■ INFORMATION PROVIDED ■

■ ■ ■ ■

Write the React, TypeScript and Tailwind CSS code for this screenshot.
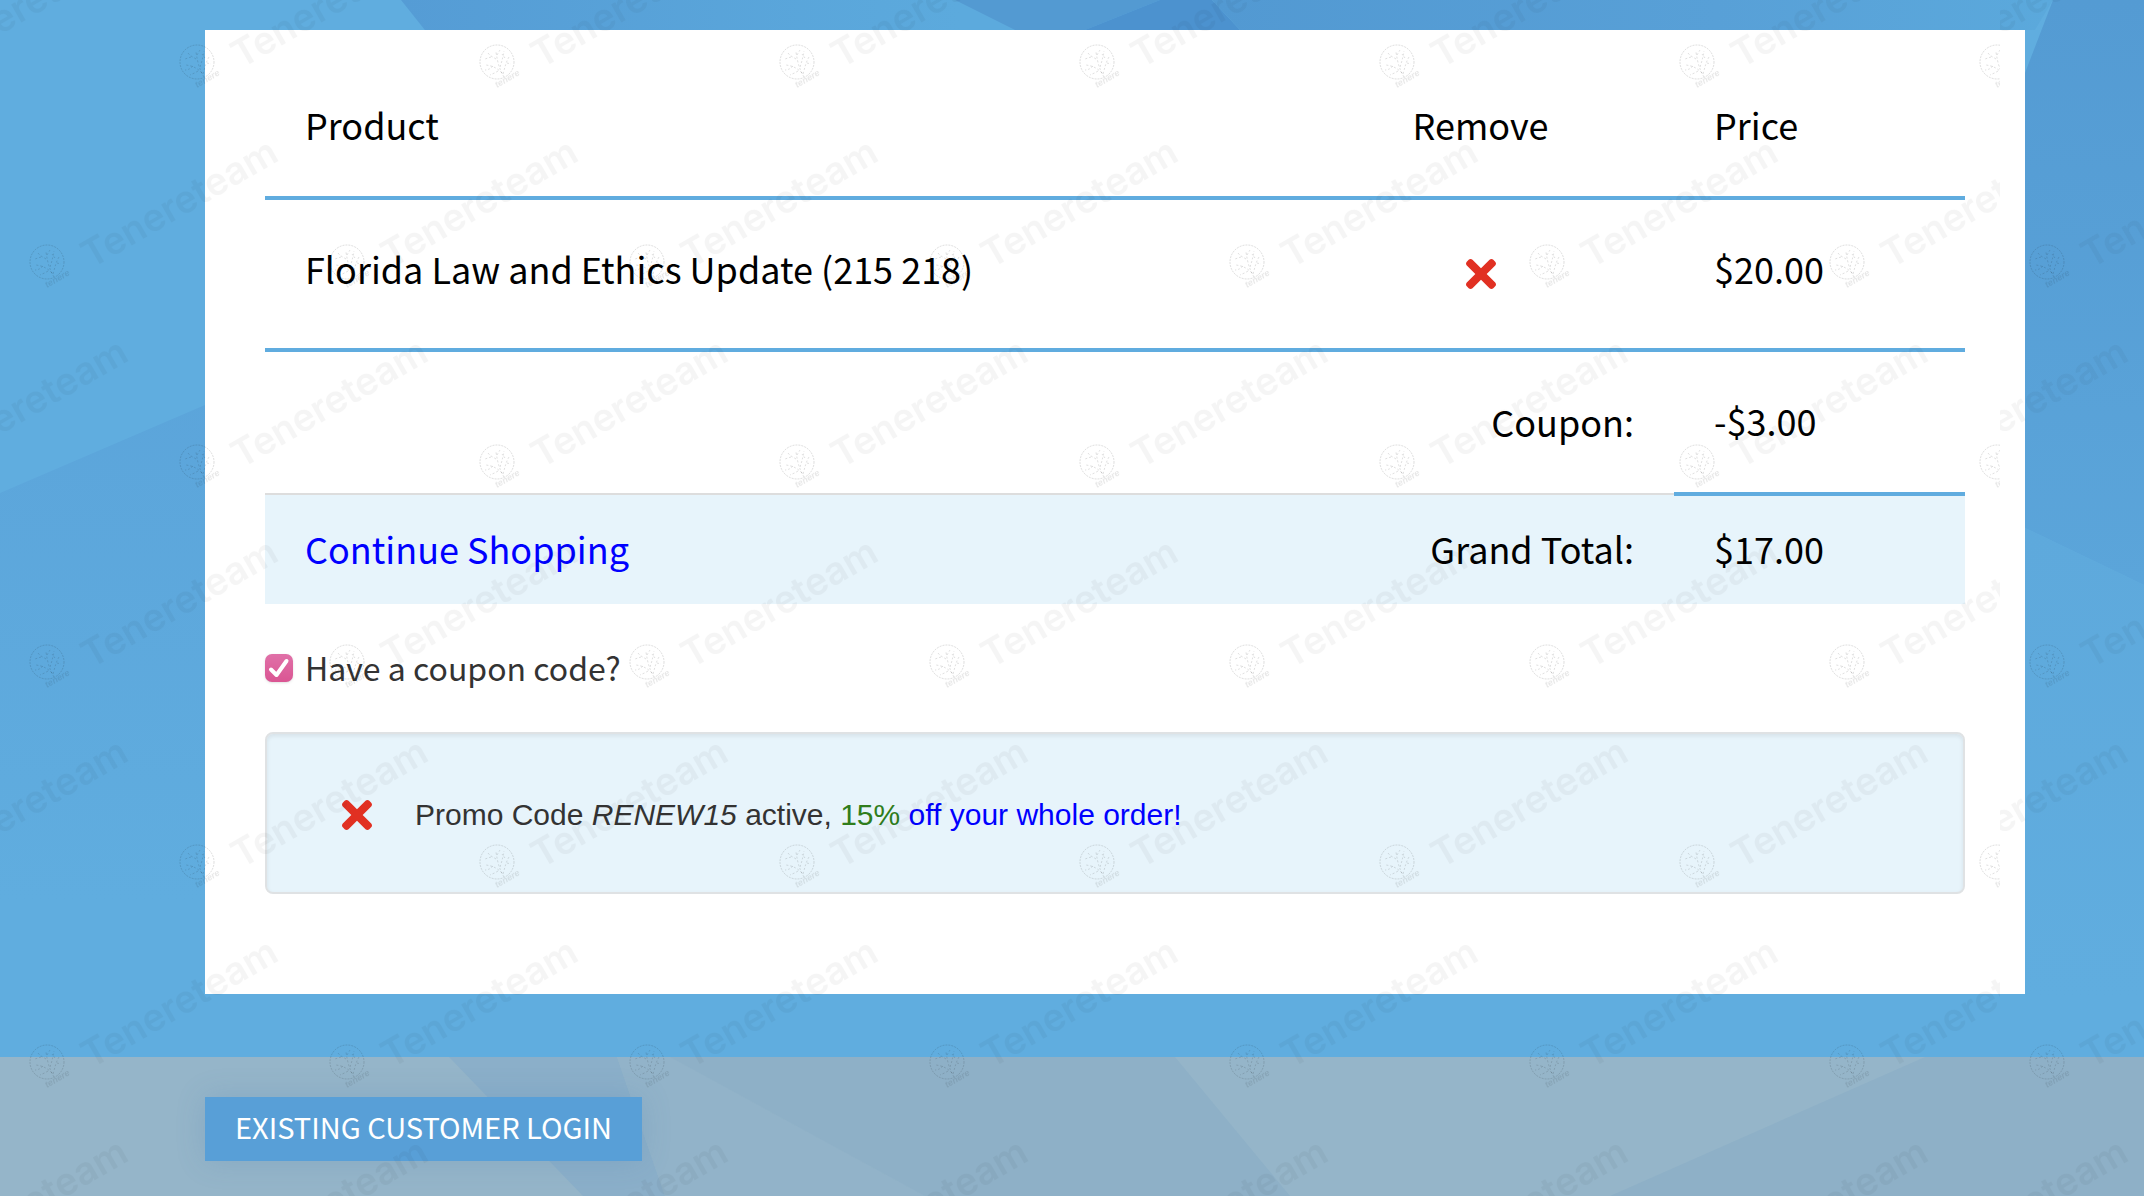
import React, { useState } from 'react';
import { FaTimes } from 'react-icons/fa';

interface CartItem {
  id: string;
  name: string;
  price: number;
}

const cartItems: CartItem[] = [
  { id: '1', name: 'Florida Law and Ethics Update (215 218)', price: 20 }
];

const coupon = { code: 'RENEW15', percent: 15 };

const formatPrice = (value: number) =>
  `${value < 0 ? '-' : ''}$${Math.abs(value).toFixed(2)}`;

function PageBackground() {
  return (
    <svg
      className="absolute inset-0 -z-10 h-full w-full"
      viewBox="0 0 2144 1196"
      preserveAspectRatio="none"
      aria-hidden="true"
    >
      <defs>
        <linearGradient id="top-left" x1="0" x2="1">
          <stop offset="0" stopColor="#559cd5" />
          <stop offset="0.8" stopColor="#5caadd" />
        </linearGradient>
        <linearGradient id="top-right" x1="0" x2="1">
          <stop offset="0" stopColor="#5299d2" />
          <stop offset="0.6" stopColor="#58a0d7" />
          <stop offset="1" stopColor="#5ba9dc" />
        </linearGradient>
        <linearGradient id="left-wedge" x1="0" y1="0" x2="0" y2="1">
          <stop offset="0" stopColor="#5aa2d9" />
          <stop offset="1" stopColor="#60addf" />
        </linearGradient>
        <linearGradient id="right-band" x1="0" y1="0" x2="0" y2="1">
          <stop offset="0" stopColor="#549bd3" />
          <stop offset="1" stopColor="#5ba5da" />
        </linearGradient>
        <linearGradient id="right-bottom" x1="0" y1="0" x2="0" y2="1">
          <stop offset="0" stopColor="#5ea9dc" />
          <stop offset="1" stopColor="#60addf" />
        </linearGradient>
      </defs>
      <rect width="2144" height="1196" fill="#60addf" />
      <polygon points="0,493 205,405 640,220 640,900 0,900" fill="url(#left-wedge)" />
      <polygon points="401,0 955,0 1015,30 1100,200 560,200" fill="url(#top-left)" />
      <polygon points="955,0 1160,0 1085,30 1015,30" fill="#539ad2" />
      <polygon points="1160,0 1212,0 1240,30 1085,30" fill="#4c92cf" />
      <polygon points="1212,0 2053,0 2035,30 1240,30" fill="url(#top-right)" />
      <polygon points="2053,0 2144,0 2144,585 2025,528 2025,73" fill="url(#right-band)" />
      <polygon points="2025,528 2144,585 2144,1000 2025,1000" fill="url(#right-bottom)" />
    </svg>
  );
}

function FooterBackground() {
  return (
    <svg
      className="absolute inset-0 -z-10 h-full w-full"
      viewBox="0 0 2144 139"
      preserveAspectRatio="none"
      aria-hidden="true"
    >
      <rect width="2144" height="139" fill="#95b5c9" />
      <polygon points="449,0 617,0 665,139 583,139" fill="#8bafc9" />
      <polygon points="617,0 670,0 925,139 665,139" fill="#92b3c9" />
      <polygon points="670,0 1175,0 1290,139 925,139" fill="#8eb0c7" />
      <polygon points="1925,0 2144,0 2144,139 1610,139" fill="#8eb0c7" />
    </svg>
  );
}

function WatermarkMark({ x, y }: { x: number; y: number }) {
  return (
    <g transform={`translate(${x} ${y})`}>
      <g fill="none" stroke="#000" strokeOpacity="0.12" strokeWidth="1">
        <circle r="17" strokeDasharray="2 1" />
        <path
          d="M7 15C3 8 1 3-1-10M5 11C0 6-4 4-11 3M6 12C8 5 9 0 12-5M3 5C5-1 6-5 7-11M-1-3C-4-5-7-6-9-9M-4 4C-7 7-9 8-12 8M1 9C-2 11-5 12-7 13M10 1L14 2M0-7L3-12M-6-5L-12-3M8-4L5-8"
          strokeDasharray="2 2"
        />
      </g>
      <text
        transform="translate(0 26) rotate(-30)"
        fontFamily="Liberation Sans, sans-serif"
        fontSize="9"
        fontWeight="700"
        fontStyle="italic"
        fillOpacity="0.09"
      >
        tenere
      </text>
      <text
        transform="translate(44 7) rotate(-30)"
        fontFamily="Inter, sans-serif"
        fontSize="38"
        fontWeight="600"
        fillOpacity="0.04"
      >
        Tenereteam
      </text>
    </g>
  );
}

// The pattern repeats every 300x400 and starts over after 2000px
function Watermark() {
  return (
    <svg className="pointer-events-none absolute inset-0 h-full w-full" aria-hidden="true">
      <defs>
        <pattern id="watermark" width="300" height="400" patternUnits="userSpaceOnUse">
          <WatermarkMark x={47} y={262} />
          <WatermarkMark x={197} y={62} />
          <WatermarkMark x={-103} y={62} />
          <WatermarkMark x={197} y={462} />
          <WatermarkMark x={-103} y={462} />
        </pattern>
      </defs>
      <rect width="2000" height="100%" fill="url(#watermark)" />
      <g transform="translate(2000 0)">
        <rect width="2000" height="100%" fill="url(#watermark)" />
      </g>
    </svg>
  );
}

function RemoveButton({ label, onClick }: { label: string; onClick: () => void }) {
  return (
    <button type="button" aria-label={label} onClick={onClick} className="block cursor-pointer text-[#e13022]">
      <FaTimes className="h-[44px] w-[30px]" />
    </button>
  );
}

export default function App() {
  const [items, setItems] = useState<CartItem[]>(cartItems);
  const [showCoupon, setShowCoupon] = useState(true);
  const [couponActive, setCouponActive] = useState(true);

  const subtotal = items.reduce((sum, item) => sum + item.price, 0);
  const discount = couponActive ? (subtotal * coupon.percent) / 100 : 0;

  return (
    <div className="relative isolate flex min-h-screen flex-col overflow-hidden font-['Noto_Sans_CJK_SC','Noto_Sans',sans-serif] font-normal text-[#333]">
      <PageBackground />

      {/* Cart */}
      <main className="mt-[30px] mr-[119px] mb-[63px] ml-[205px] bg-white px-[60px] pt-[30px] pb-[100px]">
        <table className="w-full table-fixed border-collapse text-[36px] leading-[48px] text-black">
          <colgroup>
            <col />
            <col className="w-[387px]" />
            <col className="w-[291px]" />
          </colgroup>
          <thead>
            <tr className="border-b-4 border-[#60acdf]">
              <th className="px-[40px] pt-[40px] pb-[48px] text-left font-normal">Product</th>
              <th className="px-[40px] pt-[40px] pb-[48px] text-center font-normal">Remove</th>
              <th className="px-[40px] pt-[40px] pb-[48px] text-left font-normal">Price</th>
            </tr>
          </thead>
          <tbody>
            {items.map((item) => (
              <tr key={item.id} className="border-b-4 border-[#60acdf]">
                <td className="px-[40px] pt-[44px] pb-[56px]">{item.name}</td>
                <td className="px-[40px] pt-[44px] pb-[52px]">
                  <div className="flex h-[52px] items-end justify-center">
                    <RemoveButton
                      label={`Remove ${item.name}`}
                      onClick={() => setItems((prev) => prev.filter((i) => i.id !== item.id))}
                    />
                  </div>
                </td>
                <td className="px-[40px] pt-[44px] pb-[56px]">{formatPrice(item.price)}</td>
              </tr>
            ))}
            <tr>
              <td colSpan={2} className="border-b-2 border-[#ddd] px-[40px] pt-[44px] pb-[48px] text-right">
                Coupon:
              </td>
              <td className="border-b-4 border-[#60acdf] px-[40px] pt-[44px] pb-[48px]">
                {formatPrice(-discount)}
              </td>
            </tr>
            <tr className="bg-[#e7f4fb]">
              <td className="px-[40px] pt-[28px] pb-[32px]">
                <a href="#" className="text-[#0000ff]">Continue Shopping</a>
              </td>
              <td className="px-[40px] pt-[28px] pb-[32px] text-right">Grand Total:</td>
              <td className="px-[40px] pt-[28px] pb-[32px]">{formatPrice(subtotal - discount)}</td>
            </tr>
          </tbody>
        </table>

        {/* Coupon toggle */}
        <div className="mt-[40px] flex h-[48px] items-center gap-[12px]">
          <span className="relative block size-[28px]">
            <input
              id="have-coupon"
              type="checkbox"
              checked={showCoupon}
              onChange={(e) => setShowCoupon(e.target.checked)}
              className="block size-[28px] appearance-none rounded-[7px] border border-gray-300 bg-white shadow-sm checked:border-0 checked:bg-linear-to-b checked:from-[#e070a8] checked:to-[#da5593]"
            />
            {showCoupon && (
              <svg
                viewBox="0 0 28 28"
                className="pointer-events-none absolute inset-0 size-[28px]"
                fill="none"
                stroke="#fff"
                strokeWidth="4"
                strokeLinecap="round"
                strokeLinejoin="round"
              >
                <path d="M6 15.5L11.5 21L21.5 7" />
              </svg>
            )}
          </span>
          <label htmlFor="have-coupon" className="pb-[2px] text-[32px] leading-[40px]">
            Have a coupon code?
          </label>
        </div>

        {/* Active promo code */}
        {showCoupon && (
          <div className="mt-[40px] flex min-h-[162px] items-center gap-[43px] rounded-[8px] border-2 border-[#dfe2e4] bg-[#e7f4fb] px-[75px] pt-[4px] font-['Liberation_Sans',Arial,sans-serif] text-[30px] leading-[40px] shadow-[inset_0_2px_4px_rgba(0,0,0,0.08)]">
            {couponActive && (
              <>
                <RemoveButton label="Remove promo code" onClick={() => setCouponActive(false)} />
                <p>
                  Promo Code <em>{coupon.code}</em> active,{' '}
                  <span className="text-[#2f7d1c]">{coupon.percent}%</span>{' '}
                  <span className="text-[#0000ff]">off your whole order!</span>
                </p>
              </>
            )}
          </div>
        )}
      </main>

      {/* Footer */}
      <footer className="relative isolate flex-1 px-[205px] pt-[40px] pb-[35px]">
        <FooterBackground />
        <button
          type="button"
          className="block h-[64px] cursor-pointer bg-[#589fd7] px-[30px] pb-[6px] text-[29px] leading-[40px] text-white uppercase shadow-[0_0_30px_rgba(70,120,170,0.2)]"
        >
          Existing Customer Login
        </button>
      </footer>

      <Watermark />
    </div>
  );
}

■ ■ ■ ■

■ STATED EXERCISE ■
List all lines above in which the string "code" appears.

■ WRITTEN REPLY ■
Write the React, TypeScript and Tailwind CSS code for this screenshot.
const coupon = { code: 'RENEW15', percent: 15 };
            Have a coupon code?
        {/* Active promo code */}
                <RemoveButton label="Remove promo code" onClick={() => setCouponActive(false)} />
                  Promo Code <em>{coupon.code}</em> active,{' '}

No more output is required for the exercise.